[Source data]
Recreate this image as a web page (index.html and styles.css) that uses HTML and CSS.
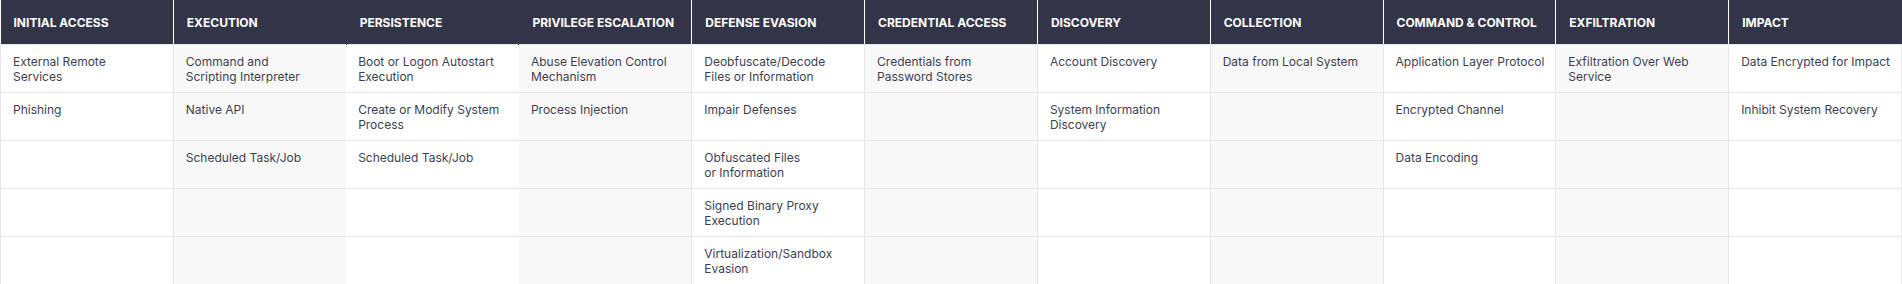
FILE: index.html
```html
<!DOCTYPE html>
<html lang="en">
<head>
<meta charset="utf-8">
<title>ATT&amp;CK Matrix</title>
<link rel="stylesheet" href="styles.css">
</head>
<body>
<table class="matrix">
  <thead>
    <tr>
      <th>Initial Access</th>
      <th>Execution</th>
      <th class="nb">Persistence</th>
      <th class="nb">Privilege Escalation</th>
      <th>Defense Evasion</th>
      <th>Credential Access</th>
      <th>Discovery</th>
      <th>Collection</th>
      <th>Command &amp; Control</th>
      <th>Exfiltration</th>
      <th>Impact</th>
    </tr>
  </thead>
  <tbody>
    <tr>
      <td>External Remote<br>Services</td>
      <td>Command and<br>Scripting Interpreter</td>
      <td class="nb">Boot or Logon Autostart<br>Execution</td>
      <td class="nb">Abuse Elevation Control<br>Mechanism</td>
      <td>Deobfuscate/Decode<br>Files or Information</td>
      <td>Credentials from<br>Password Stores</td>
      <td>Account Discovery</td>
      <td>Data from Local System</td>
      <td>Application Layer Protocol</td>
      <td>Exfiltration Over Web<br>Service</td>
      <td>Data Encrypted for Impact</td>
    </tr>
    <tr>
      <td>Phishing</td>
      <td>Native API</td>
      <td class="nb">Create or Modify System<br>Process</td>
      <td class="nb">Process Injection</td>
      <td>Impair Defenses</td>
      <td></td>
      <td>System Information<br>Discovery</td>
      <td></td>
      <td>Encrypted Channel</td>
      <td></td>
      <td>Inhibit System Recovery</td>
    </tr>
    <tr>
      <td></td>
      <td>Scheduled Task/Job</td>
      <td class="nb">Scheduled Task/Job</td>
      <td class="nb"></td>
      <td>Obfuscated Files<br>or Information</td>
      <td></td>
      <td></td>
      <td></td>
      <td>Data Encoding</td>
      <td></td>
      <td></td>
    </tr>
    <tr>
      <td></td>
      <td></td>
      <td class="nb"></td>
      <td class="nb"></td>
      <td>Signed Binary Proxy<br>Execution</td>
      <td></td>
      <td></td>
      <td></td>
      <td></td>
      <td></td>
      <td></td>
    </tr>
    <tr>
      <td></td>
      <td></td>
      <td class="nb"></td>
      <td class="nb"></td>
      <td>Virtualization/Sandbox<br>Evasion</td>
      <td></td>
      <td></td>
      <td></td>
      <td></td>
      <td></td>
      <td></td>
    </tr>
  </tbody>
</table>
</body>
</html>
```

FILE: styles.css
```css
html, body {
  margin: 0;
  padding: 0;
  background: #ffffff;
}

body {
  font-family: Inter, "Noto Sans", "Liberation Sans", sans-serif;
  color: #3d3f51;
}

.matrix {
  width: 100%;
  border-collapse: collapse;
  table-layout: fixed;
}

.matrix th {
  height: 44px;
  padding: 2px 6px 0 13px;
  background: #323447;
  color: #ffffff;
  font-size: 12px;
  font-weight: 700;
  text-transform: uppercase;
  text-align: left;
  vertical-align: middle;
  white-space: nowrap;
  border-left: 1px solid #ffffff;
  box-sizing: border-box;
}

.matrix th:first-child {
  border-left: none;
}

.matrix tbody tr {
  height: 48px;
}

.matrix td {
  padding: 9px 6px 0 12px;
  font-size: 12px;
  line-height: 15px;
  vertical-align: top;
  white-space: nowrap;
  border: 1px solid #e8e8e8;
  background: #ffffff;
}

.matrix td:nth-child(even) {
  background: #f8f8f8;
}

.matrix th.nb {
  border-left-color: #323447;
}

.matrix td.nb {
  border-left-style: hidden;
}
```
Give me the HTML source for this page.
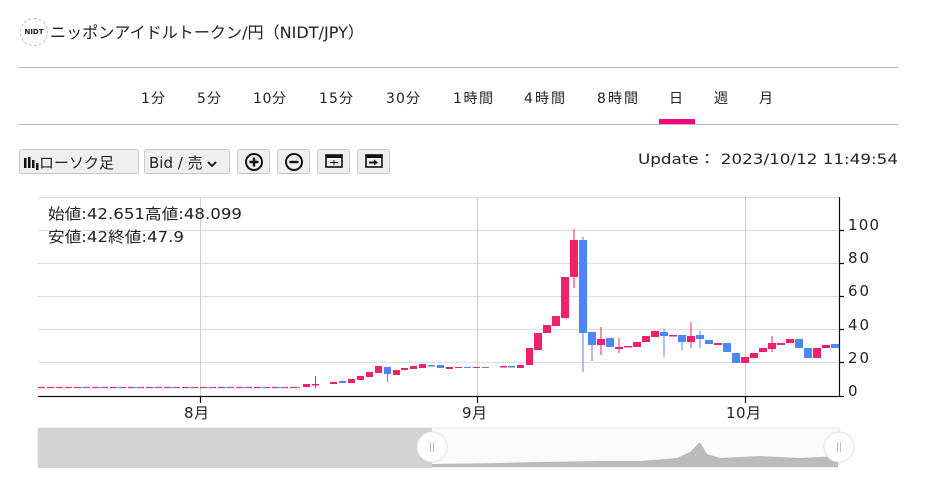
<!DOCTYPE html>
<html><head><meta charset="utf-8"><style>
*{margin:0;padding:0;box-sizing:border-box}
body{width:928px;height:482px;background:#fff;position:relative;overflow:hidden;font-family:"DejaVu Sans","Noto Sans CJK JP",sans-serif;color:#222}
.a{position:absolute;white-space:nowrap}
.hr{position:absolute;left:18px;width:880px;height:1px;background:#bbb}
.tab{position:absolute;top:88px;font-size:14px;color:#222}
.btn{position:absolute;top:149px;height:25px;background:#efefef;border:1px solid #c8c8c8;border-radius:3px}
</style></head><body>
<div class="a" style="left:20px;top:18px;width:28px;height:28px;border:1px dashed #bbb;border-radius:50%;font-size:7px;font-weight:bold;line-height:26px;text-align:center;color:#222">NIDT</div>
<svg class="a" style="left:0;top:0" width="928" height="482" font-family="DejaVu Sans, Noto Sans CJK JP, sans-serif">
<text x="50" y="38" font-size="16" fill="#222" textLength="314" lengthAdjust="spacingAndGlyphs">ニッポンアイドルトークン/円（NIDT/JPY）</text>
<g font-size="14" fill="#222">
<text x="141" y="103" textLength="24">1分</text>
<text x="197" y="103" textLength="24">5分</text>
<text x="253" y="103" textLength="33">10分</text>
<text x="319" y="103" textLength="34">15分</text>
<text x="386" y="103" textLength="34">30分</text>
<text x="453" y="103" textLength="40">1時間</text>
<text x="524" y="103" textLength="41">4時間</text>
<text x="597" y="103" textLength="41">8時間</text>
<text x="669" y="103">日</text><text x="714" y="103">週</text><text x="759" y="103">月</text>
<text x="638" y="164" textLength="260" lengthAdjust="spacingAndGlyphs">Update： 2023/10/12 11:49:54</text>
</g>
</svg>
<div class="a" style="left:659px;top:119px;width:36px;height:5px;background:#f0067f"></div>
<div class="hr" style="top:67px"></div>
<div class="hr" style="top:124px"></div>

<div class="btn" style="left:19px;width:120px"><span class="a" style="left:3px;top:2px;font-size:15px"><svg width="16" height="16" style="vertical-align:-3px"><rect x="1" y="3" width="2.5" height="10" fill="#111"/><rect x="5" y="2" width="2.5" height="11" fill="#111"/><rect x="9" y="5" width="2.5" height="8" fill="#111"/><rect x="13" y="8" width="2.5" height="7" fill="#111"/></svg>ローソク足</span></div>
<div class="btn" style="left:144px;width:86px"><span class="a" style="left:4px;top:2px;font-size:15px">Bid / 売 <svg width="10" height="8"><path d="M1 2l4 4 4-4" stroke="#111" stroke-width="1.8" fill="none"/></svg></span></div>
<div class="btn" style="left:237px;width:33px"><svg class="a" style="left:6px;top:2px" width="20" height="20"><circle cx="10" cy="10" r="8" fill="none" stroke="#111" stroke-width="2"/><path d="M10 5.5v9M5.5 10h9" stroke="#111" stroke-width="2.4"/></svg></div>
<div class="btn" style="left:277px;width:33px"><svg class="a" style="left:6px;top:2px" width="20" height="20"><circle cx="10" cy="10" r="8" fill="none" stroke="#111" stroke-width="2"/><path d="M5.5 10h9" stroke="#111" stroke-width="2.4"/></svg></div>
<div class="btn" style="left:317px;width:33px"><svg class="a" style="left:7px;top:4px" width="18" height="15"><rect x="1" y="1" width="16" height="12" fill="none" stroke="#111" stroke-width="1.6"/><rect x="1" y="1" width="16" height="3" fill="#111"/><path d="M5 8.5h8M9 6v5" stroke="#111" stroke-width="1"/></svg></div>
<div class="btn" style="left:357px;width:33px"><svg class="a" style="left:7px;top:4px" width="18" height="15"><rect x="1" y="1" width="16" height="12" fill="none" stroke="#111" stroke-width="1.6"/><rect x="1" y="1" width="16" height="3" fill="#111"/><path d="M4 8.5h6" stroke="#111" stroke-width="2"/><path d="M9 5.5l4 3-4 3z" fill="#111"/></svg></div>

<svg class="a" style="left:0;top:0" width="928" height="482">
<g stroke="#ddd" stroke-width="1">
<path d="M38 197.5H839M38 230.5H839M38 263.5H839M38 296.5H839M38 329.5H839M38 362.5H839"/>
<path d="M200.5 197V396M477.5 197V396M745.5 197V396" stroke="#ccc"/>
</g>
<path d="M38 396.5H840M839.5 197V397M839 230.5h5M839 263.5h5M839 296.5h5M839 329.5h5M839 362.5h5M839 396.5h5M200.5 396v7M477.5 396v7M745.5 396v7" stroke="#111" stroke-width="1.2" fill="none"/>
<g font-size="15" fill="#222" font-family="DejaVu Sans, Noto Sans CJK JP, sans-serif">
<text x="848" y="230" textLength="31">100</text><text x="848" y="263" textLength="21">80</text><text x="848" y="296" textLength="21">60</text><text x="848" y="330" textLength="21">40</text><text x="848" y="363" textLength="21">20</text><text x="848" y="396">0</text>
<text x="184" y="418" textLength="25">8月</text><text x="462" y="418" textLength="25">9月</text><text x="726" y="418" textLength="35">10月</text>
<text x="48" y="219" textLength="194" lengthAdjust="spacingAndGlyphs">始値:42.651高値:48.099</text>
<text x="48" y="242" textLength="136" lengthAdjust="spacingAndGlyphs">安値:42終値:47.9</text>
</g>
<path d="M38 387.5H300" stroke="#e8306a" stroke-width="1.3" stroke-dasharray="7 2"/>
<path d="M80 387.5H300" stroke="#5b8ef5" stroke-width="1.3" stroke-dasharray="7 11" opacity=".8"/>
<g fill="#f0206a">
<rect x="303" y="384" width="7" height="3"/><rect x="312" y="384" width="7" height="1.5"/><rect x="315" y="376" width="1" height="12"/>
<rect x="330" y="382" width="7" height="2"/><rect x="348" y="379" width="7" height="4"/><rect x="357" y="376" width="7" height="4"/>
<rect x="366" y="372" width="7" height="5"/><rect x="375" y="366" width="7" height="7"/><rect x="393" y="370" width="7" height="5"/>
<rect x="401" y="368" width="7" height="2"/><rect x="410" y="366" width="7" height="3"/><rect x="419" y="364" width="7" height="4"/>
<rect x="446" y="367" width="7" height="2"/><rect x="455" y="367" width="7" height="1"/><rect x="473" y="367" width="7" height="1"/>
<rect x="500" y="366" width="7" height="1.5"/><rect x="517" y="365" width="7" height="3"/>
<rect x="526" y="348" width="7" height="17"/><rect x="534" y="333" width="8" height="17"/><rect x="543" y="325" width="8" height="8"/>
<rect x="552" y="316" width="8" height="10"/><rect x="561" y="277" width="8" height="41"/><rect x="570" y="240" width="8" height="37"/><rect x="573.5" y="229" width="1" height="59"/>
<rect x="597" y="339" width="8" height="6"/><rect x="600.5" y="327" width="1" height="28"/>
<rect x="615" y="347" width="8" height="2"/><rect x="618.5" y="338" width="1" height="15"/><rect x="624" y="346" width="8" height="1.5"/>
<rect x="633" y="342" width="8" height="5"/><rect x="642" y="336" width="8" height="6"/><rect x="651" y="331" width="8" height="6"/>
<rect x="669" y="335" width="8" height="1.5"/><rect x="687" y="336" width="8" height="6"/><rect x="690.5" y="322" width="1" height="26"/>
<rect x="714" y="343" width="8" height="2"/><rect x="741" y="357" width="8" height="6"/><rect x="750" y="353" width="8" height="5"/>
<rect x="759" y="348" width="8" height="4"/><rect x="768" y="343" width="8" height="6"/><rect x="771.5" y="336" width="1" height="16"/>
<rect x="777" y="343" width="8" height="2"/><rect x="786" y="339" width="8" height="4"/><rect x="813" y="348" width="8" height="10"/><rect x="822" y="345" width="8" height="3"/>
</g>
<g fill="#4d86f7">
<rect x="339" y="381" width="7" height="2"/><rect x="384" y="367" width="7" height="7"/><rect x="387" y="367" width="1" height="15"/>
<rect x="428" y="365" width="7" height="1.5"/><rect x="437" y="365" width="7" height="3"/><rect x="464" y="367" width="7" height="1"/><rect x="482" y="367" width="7" height="1"/><rect x="508" y="366" width="7" height="1.5"/>
<rect x="579" y="240" width="8" height="93"/><rect x="582.5" y="237" width="1" height="135"/>
<rect x="588" y="332" width="8" height="13"/><rect x="591.5" y="332" width="1" height="29"/>
<rect x="606" y="338" width="8" height="9"/><rect x="660" y="332" width="8" height="4"/><rect x="663.5" y="329" width="1" height="28"/>
<rect x="678" y="335" width="8" height="7"/><rect x="681.5" y="335" width="1" height="15"/>
<rect x="696" y="335" width="8" height="4"/><rect x="699.5" y="331" width="1" height="17"/>
<rect x="705" y="340" width="8" height="4"/><rect x="723" y="343" width="8" height="9"/><rect x="732" y="353" width="8" height="10"/>
<rect x="795" y="339" width="8" height="9"/><rect x="804" y="348" width="8" height="10"/><rect x="831" y="344" width="8" height="4"/>
</g>
<rect x="38" y="428" width="801" height="39" fill="#fafafa" stroke="#e6e6e6"/>
<path d="M432 467V464L500 463L540 462L600 461L640 461L677 458L690 452L700 442L707 454L720 458L760 456L800 458L838 456V467Z" fill="#bbb"/>
<rect x="38" y="428" width="394" height="40" fill="#d3d3d3"/>
<g>
<circle cx="432" cy="447" r="15" fill="#fff" stroke="#e2e2e2"/>
<path d="M430.5 442v10M433.5 442v10" stroke="#bbb"/>
<circle cx="839" cy="447" r="15" fill="#fff" stroke="#e2e2e2"/>
<path d="M837.5 442v10M840.5 442v10" stroke="#bbb"/>
</g>
</svg>
</body></html>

**WORK TO DO:**
Among the lines of the material above, how many include the string "this"? Report only that number.

**PROBLEM SOLUTION:**
2